Even though “selfies” are a relatively new phenomenon, self-portrature among artists and craftspeople has a very long history. Floyd’s Jacksonville Center for the Arts is joining that tradition by offering an exhibit presenting self-portraits created by regional artists and crafts people.
This 2014 themed Hayloft Gallery exhibition opens to the public on Friday, October 3, at the same time the Breezeway Gallery opens with photography and craft/art works first displayed at the 8th Annual Floyd Livestock and County Fair, held earlier in September. Meet the Artist receptions for both gallery shows will be held in The Jax Community Room from 5 to 8 PM on Saturday, October 11.
Just as modern selfies were inspired by technology (smaller, hand-held/cellphone cameras), the classical self-portrait found its audience about the time mirrors were able to be made more reliable, and less expensive. Historians believe that Jan van Eyck’s 1433 “Portrait of a Man in a Turban” might be one of the earliest self-portraits painted on a panel or board instead of cloth. But it wasn’t until the Renaissance when self-portraiture became more widely popular.

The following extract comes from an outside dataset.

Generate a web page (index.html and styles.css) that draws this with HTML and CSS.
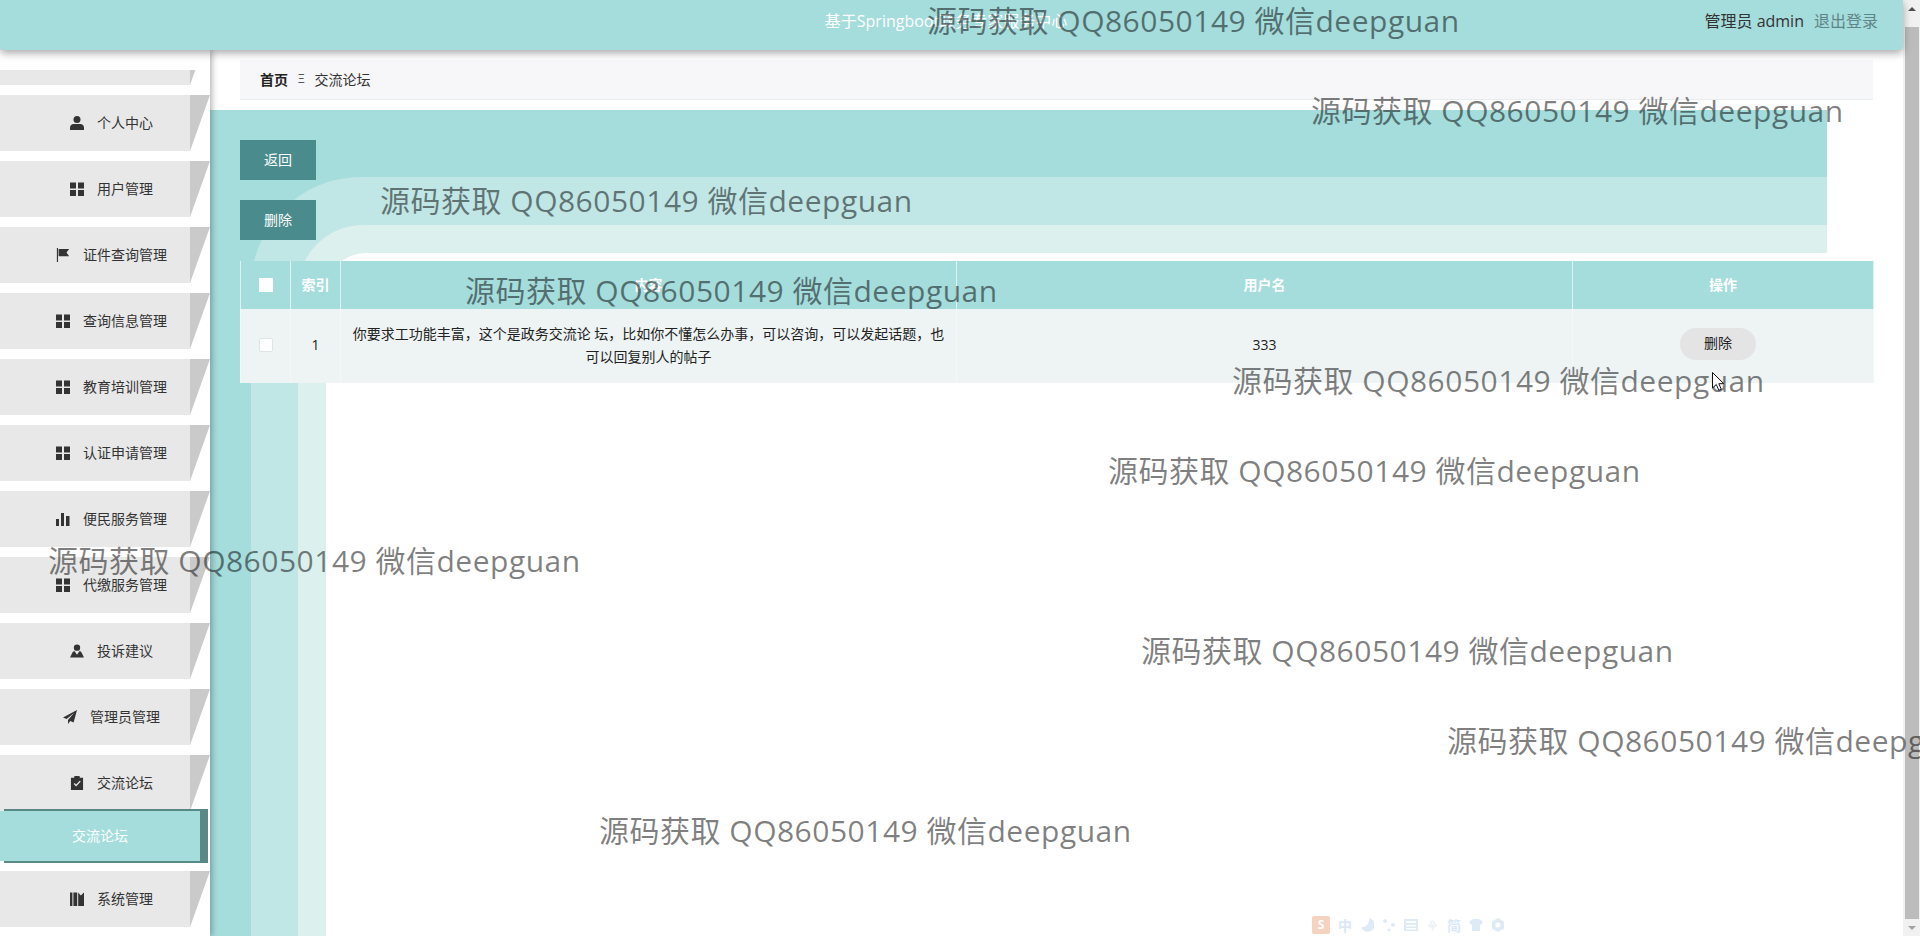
FILE: index.html
```html
<!DOCTYPE html>
<html lang="zh-CN">
<head>
<meta charset="UTF-8">
<meta name="viewport" content="width=device-width, initial-scale=1.0">
<title>交流论坛</title>
<link rel="stylesheet" href="styles.css">
</head>
<body>

<svg class="sprite" width="0" height="0">
    <symbol id="i-user" viewBox="0 0 14 14"><circle cx="7" cy="3.6" r="3.5"/><path d="M0 14v-2.4C0 9.4 1.8 8 3.6 8h6.8C12.2 8 14 9.4 14 11.6V14z"/></symbol>
    <symbol id="i-grid" viewBox="0 0 14 14"><path d="M0 .5h6v6H0zM8 .5h6v6H8zM0 8h6v6H0zM8 8h6v6H8z"/></symbol>
    <symbol id="i-flag" viewBox="0 0 14 16"><path d="M0 0h1.3v16H0zM2 1h12l-3 4 3 4.5H2z"/></symbol>
    <symbol id="i-bars" viewBox="0 0 14 14"><path d="M0 7h3v7H0zM5 1h3v13H5zM10 4h3.5v10H10z"/></symbol>
    <symbol id="i-tie" viewBox="0 0 15 14"><circle cx="7.5" cy="3.4" r="3.4"/><path d="M0 14l2.5-5.2C3 7.700 4 7.400 5 7.400L7.500 11 10 7.400c1 0 2 .3 2.500 1.400L15 14z"/></symbol>
    <symbol id="i-plane" viewBox="0 0 14 14"><path d="M14 0L0 7.600l3.600 1.500L11 3 5 10v4l2.300-3 3.300 1.400z"/></symbol>
    <symbol id="i-clip" viewBox="0 0 13 15"><path fill-rule="evenodd" d="M0 2h3.500V.8C3.500.3 4 0 4.500 0h4c.5 0 1 .3 1 .8V2H13v13H0zM3 8.500l2.600 2.700L10.500 6 9.400 5 5.600 9 4 7.400z"/></symbol>
    <symbol id="i-book" viewBox="0 0 14 14"><path d="M0 .5h2.400V14H0zM3.400.5h3.800v13.500H3.400zM8.200.5l2.600 3 3.200-3V14H8.200z"/></symbol>
</svg>

<div class="app">
    <div class="app-main">
        <header class="top-bar">
            <div class="top-title">基于Springboot政务专家服务中心</div>
            <div class="top-user">
                <span class="top-name">管理员 admin</span>
                <a class="top-logout" href="#">退出登录</a>
            </div>
        </header>

        <div class="layout">
            <aside class="sidebar">
                <nav class="menu">
                    <a class="menu-item menu-first" href="#"></a>
                    <a class="menu-item" href="#"><svg class="icon"><use href="#i-user"/></svg><span>个人中心</span></a>
                    <a class="menu-item" href="#"><svg class="icon"><use href="#i-grid"/></svg><span>用户管理</span></a>
                    <a class="menu-item" href="#"><svg class="icon"><use href="#i-flag"/></svg><span>证件查询管理</span></a>
                    <a class="menu-item" href="#"><svg class="icon"><use href="#i-grid"/></svg><span>查询信息管理</span></a>
                    <a class="menu-item" href="#"><svg class="icon"><use href="#i-grid"/></svg><span>教育培训管理</span></a>
                    <a class="menu-item" href="#"><svg class="icon"><use href="#i-grid"/></svg><span>认证申请管理</span></a>
                    <a class="menu-item" href="#"><svg class="icon"><use href="#i-bars"/></svg><span>便民服务管理</span></a>
                    <a class="menu-item" href="#"><svg class="icon"><use href="#i-grid"/></svg><span>代缴服务管理</span></a>
                    <a class="menu-item" href="#"><svg class="icon"><use href="#i-tie"/></svg><span>投诉建议</span></a>
                    <a class="menu-item" href="#"><svg class="icon"><use href="#i-plane"/></svg><span>管理员管理</span></a>
                    <a class="menu-item" href="#"><svg class="icon"><use href="#i-clip"/></svg><span>交流论坛</span></a>
                    <a class="menu-sub" href="#">交流论坛</a>
                    <a class="menu-item" href="#"><svg class="icon"><use href="#i-book"/></svg><span>系统管理</span></a>
                </nav>
            </aside>

            <main class="main">
                <!-- background bands behind the list -->
                <div class="bands">
                    <div class="band-1"><div class="band-2"><div class="band-3"><div class="band-4"></div></div></div></div>
                </div>

                <div class="crumbs">
                    <b>首页</b>
                    <span class="crumb-sep">Ξ</span>
                    <span>交流论坛</span>
                </div>

                <div class="actions">
                    <button class="btn">返回</button>
                    <button class="btn">删除</button>
                </div>

                <table class="list">
                    <colgroup>
                        <col class="col-check">
                        <col class="col-index">
                        <col class="col-text">
                        <col class="col-text">
                        <col class="col-ops">
                    </colgroup>
                    <thead>
                        <tr>
                            <th><input class="check check-head" type="checkbox"></th>
                            <th>索引</th>
                            <th>内容</th>
                            <th>用户名</th>
                            <th>操作</th>
                        </tr>
                    </thead>
                    <tbody>
                        <tr>
                            <td><input class="check" type="checkbox"></td>
                            <td>1</td>
                            <td>你要求工功能丰富，这个是政务交流论 坛，比如你不懂怎么办事，可以咨询，可以发起话题，也可以回复别人的帖子</td>
                            <td>333</td>
                            <td><button class="btn-row">删除</button></td>
                        </tr>
                    </tbody>
                </table>
            </main>
        </div>
    </div>

    <div class="scrollbar">
        <div class="scroll-btn"><span class="arrow-up"></span></div>
        <div class="scroll-thumb"></div>
        <div class="scroll-btn"><span class="arrow-down"></span></div>
    </div>
</div>

<div class="watermarks">
    <div class="wm wm-1">源码获取 QQ86050149 微信deepguan</div>
    <div class="wm wm-2">源码获取 QQ86050149 微信deepguan</div>
    <div class="wm wm-3">源码获取 QQ86050149 微信deepguan</div>
    <div class="wm wm-4">源码获取 QQ86050149 微信deepguan</div>
    <div class="wm wm-5">源码获取 QQ86050149 微信deepguan</div>
    <div class="wm wm-6">源码获取 QQ86050149 微信deepguan</div>
    <div class="wm wm-7">源码获取 QQ86050149 微信deepguan</div>
    <div class="wm wm-8">源码获取 QQ86050149 微信deepguan</div>
    <div class="wm wm-9">源码获取 QQ86050149 微信deepguan</div>
    <div class="wm wm-10">源码获取 QQ86050149 微信deepguan</div>
</div>

<!-- input method toolbar -->
<div class="ime">
    <span class="ime-logo">S</span>
    <span>中</span>
    <svg viewBox="0 0 14 14"><path d="M9 0a7 7 0 1 1-8 9c4 1.500 9-3 8-9z"/></svg>
    <svg viewBox="0 0 14 14"><circle cx="3" cy="3" r="2"/><circle cx="11" cy="7" r="2"/><circle cx="7" cy="12" r="1.500"/></svg>
    <svg viewBox="0 0 14 14"><path fill-rule="evenodd" d="M0 1h14v12H0zM2 3v2h10V3zM2 7v1.500h10V7zM2 10v1.500h10V10z"/></svg>
    <span class="ime-faint">⚘</span>
    <span>简</span>
    <svg viewBox="0 0 14 14"><path d="M4 1h6l4 3-2 3-1-1v7H3V6L2 7 0 4z"/></svg>
    <svg viewBox="0 0 14 14"><path fill-rule="evenodd" d="M7 0l6 3.500v7L7 14l-6-3.500v-7zM7 4.500a2.500 2.500 0 1 0 0 5 2.500 2.500 0 0 0 0-5z"/></svg>
</div>

<svg class="cursor" viewBox="0 0 12 19"><path d="M.5.5v15.500l3.800-3.500 2.500 5.800 2.500-1-2.500-5.600h5z" fill="#fff" stroke="#111"/></svg>

</body>
</html>
```

FILE: styles.css
```css
* {
    box-sizing: border-box;
}

html, body {
    margin: 0;
    padding: 0;
    height: 936px;
    overflow: hidden;
}

body {
    position: relative;
    font-family: "Open Sans", "Noto Sans CJK SC", sans-serif;
    font-size: 14px;
    color: #333;
    background-color: #fff;
}

a {
    text-decoration: none;
}

.sprite {
    position: absolute;
}

.app {
    display: flex;
    height: 936px;
}

.app-main {
    flex: 1;
    min-width: 0;
    display: flex;
    flex-direction: column;
}

/* top bar */
.top-bar {
    position: relative;
    z-index: 3;
    flex: none;
    height: 50px;
    display: grid;
    grid-template-columns: 1fr auto 1fr;
    align-items: center;
    padding: 0 25px 10px 0;
    background-color: #a5dcdc;
    border-radius: 0 0 4px 4px;
    box-shadow: 0 3px 9px rgba(0, 0, 0, 0.35);
}

.top-title {
    grid-column: 2;
    margin-left: 14px;
    font-size: 16px;
    color: #fff;
}

.top-user {
    grid-column: 3;
    justify-self: end;
    display: flex;
    gap: 10px;
    font-size: 16px;
}

.top-name {
    color: #333;
}

.top-logout {
    color: #5f8686;
}

/* sidebar */
.layout {
    flex: 1;
    display: flex;
    min-height: 0;
}

.sidebar {
    position: relative;
    z-index: 2;
    flex: none;
    width: 210px;
    padding-top: 20px;
    background-color: #fff;
    box-shadow: 2px 0 6px rgba(0, 0, 0, 0.3);
}

.menu {
    height: 100%;
    overflow: hidden;
}

.menu-item {
    position: relative;
    display: flex;
    align-items: center;
    justify-content: center;
    gap: 13px;
    width: 190px;
    height: 56px;
    margin-bottom: 10px;
    padding-left: 33px;
    color: #333;
    background-color: #e8e8e8;
}

.menu-item span {
    margin-bottom: 3px;
}

.menu-item::after {
    content: "";
    position: absolute;
    left: 100%;
    top: 0;
    width: 20px;
    height: 100%;
    background-color: #cbcaca;
    clip-path: polygon(0 0, 100% 0, 0 100%);
}

.menu-first {
    margin-top: -41px;
}

.menu-sub {
    position: relative;
    display: flex;
    align-items: center;
    justify-content: center;
    width: 204px;
    height: 54px;
    margin: -12px 0 8px 4px;
    padding: 0 4px 3px 0;
    color: #fff;
    background-color: #a5dcdc;
    border: 2px solid #5a8886;
    border-left: 0;
    border-right-width: 8px;
    box-shadow: -6px 0 0 -2px #a5dcdc;
}

.icon {
    flex: none;
    width: 14px;
    height: 14px;
    fill: #333;
}

/* main area */
.main {
    position: relative;
    flex: 1;
    min-width: 0;
    padding: 10px 30px 0;
}

.bands {
    position: absolute;
    left: 0;
    top: 60px;
    bottom: 0;
    width: 1617px;
}

.band-1, .band-2, .band-3, .band-4 {
    height: 100%;
}

.band-1 {
    padding: 67px 0 0 41px;
    background-color: #a5dcdc;
}

.band-2 {
    padding: 48px 0 0 47px;
    background-color: #c0e6e6;
    border-radius: 110px 0 0 0;
}

.band-3 {
    padding: 28px 0 0 28px;
    background-color: #dcf0ee;
    border-radius: 65px 0 0 0;
}

.band-4 {
    background-color: #fff;
    border-radius: 40px 0 0 0;
}

.crumbs {
    position: relative;
    display: flex;
    align-items: center;
    gap: 10px;
    height: 40px;
    padding: 0 0 2px 20px;
    color: #333;
    background-color: #f7f6f8;
    border-bottom: 1px solid #e8eef0;
}

.crumbs b {
    color: #222;
}

.crumb-sep {
    font-size: 12px;
    color: #555;
}

.actions {
    position: relative;
    display: flex;
    flex-direction: column;
    align-items: flex-start;
    gap: 20px;
    margin-top: 40px;
}

.btn {
    width: 76px;
    height: 40px;
    padding: 0 0 3px;
    border: none;
    color: #fff;
    font: inherit;
    background-color: #4a8c8e;
    cursor: pointer;
}

/* table */
.list {
    position: relative;
    width: 1633px;
    margin-top: 21px;
    table-layout: fixed;
    border-collapse: collapse;
}

.col-check, .col-index {
    width: 50px;
}

.col-text {
    width: 616px;
}

.col-ops {
    width: 301px;
}

.list th {
    height: 48px;
    padding: 0 10px 3px;
    color: #fff;
    background-color: #a5dcdc;
    border: 1px solid #dff3f3;
    border-width: 0 1px;
}

.list th:first-child {
    padding-bottom: 0;
}

.list td {
    height: 74px;
    padding: 0 10px 3px;
    line-height: 23px;
    text-align: center;
    color: #222;
    background-color: #eef4f4;
    border: 1px solid #f3f7f7;
    border-width: 0 1px;
}

.check {
    appearance: none;
    display: block;
    width: 14px;
    height: 14px;
    margin: 0 auto;
    background-color: #fff;
    border: 1px solid #dfe4e6;
    border-radius: 2px;
}

.check-head {
    border-color: #fff;
    border-radius: 0;
}

.btn-row {
    width: 76px;
    height: 32px;
    margin: 0 10px 2px 0;
    padding: 0 0 3px;
    border: none;
    border-radius: 16px;
    color: #222;
    font: inherit;
    vertical-align: middle;
    background-color: #e4e4e4;
    cursor: pointer;
}

/* page scrollbar */
.scrollbar {
    flex: none;
    width: 17px;
    display: flex;
    flex-direction: column;
    background-color: #f1f1f1;
}

.scroll-btn {
    flex: none;
    height: 17px;
    display: flex;
    align-items: center;
    justify-content: center;
}

.arrow-up, .arrow-down {
    width: 0;
    height: 0;
    border-left: 4px solid transparent;
    border-right: 4px solid transparent;
}

.arrow-up {
    border-bottom: 4px solid #505050;
}

.arrow-down {
    border-top: 4px solid #a3a3a3;
}

.scroll-thumb {
    flex: 1;
    margin: 10px 1px 0 2px;
    background-color: #bcbcbc;
}

/* watermark text over the whole page */
.watermarks {
    position: absolute;
    z-index: 5;
    inset: 0;
    overflow: hidden;
    display: flex;
    flex-direction: column;
    gap: 50px;
    padding-top: 1px;
    pointer-events: none;
}

.wm {
    height: 40px;
    line-height: 40px;
    font-size: 30px;
    letter-spacing: 0.5px;
    white-space: nowrap;
    color: rgba(0, 0, 0, 0.5);
}

.wm-1 { margin-left: 927px; }
.wm-2 { margin-left: 1311px; }
.wm-3 { margin-left: 380px; }
.wm-4 { margin-left: 465px; }
.wm-5 { margin-left: 1232px; }
.wm-6 { margin-left: 1108px; }
.wm-7 { margin-left: 48px; }
.wm-8 { margin-left: 1141px; }
.wm-9 { margin-left: 1447px; }
.wm-10 { margin-left: 599px; }

.ime {
    position: absolute;
    z-index: 4;
    left: 1312px;
    bottom: 1px;
    display: flex;
    align-items: center;
    gap: 8px;
    height: 20px;
    font-size: 14px;
    font-weight: bold;
    color: #cfe2f3;
    opacity: 0.75;
}

.ime svg {
    width: 14px;
    height: 14px;
    fill: #d4e5f4;
}

.ime-logo {
    width: 18px;
    height: 18px;
    line-height: 18px;
    text-align: center;
    font-size: 12px;
    color: #fff;
    background-color: #f4c4ad;
    border-radius: 2px;
}

.ime-faint {
    color: #e8eef2;
}

.cursor {
    position: absolute;
    z-index: 6;
    left: 1712px;
    top: 372px;
    width: 12px;
    height: 19px;
}
```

Self-portraits can be representational (as if the artist is “sitting” for his portrait to be painted) or can be a composite that suggests the artist. They range from sculptural representations to photographs; from images of reflections or distortions of the artist, to the face of the artist on a mythic or historic figure (either three-dimensional or two). Piccasso, famously, created many self-portraits with his image in many disguises and incarnations, as he chronicled his artistic persona throughout his career. Many women artists created self-portraits, especially of themselves at the easel. Historians believe that so many women artists are self-represented because, until the 19th century women were excluded from life drawing training, and so found large-format creations depicting the human figure quite difficult. Their preferred alternative was to use their own, clothed and nude bodies as “life drawing training” and thus created “selfies.”
The showcase at Floyd’s Jacksonville Center offers both men and women, composite and representational, 2-dimensional and 3. Artists included in this show are:
Anibal Zog Miranda
Marsha Slopey Paulekas
Gretchen St. Lawerance
Jacksonville Center organizers hope that friends, neighbors, and visitors will join in the fun during the show’s run through Thanksgiving, and upload their own “selfies” to The Jax Facebook page, at https://www.facebook.com/JaxForArts.
The Breezeway Show includes representatives who participated in three of the competitive craft/art categories at the County Fair: Photography; Art & Craft; and Livestock Photography. If residents and vistors missed the Fair, this is the opportunity to see some of what was on show at that event.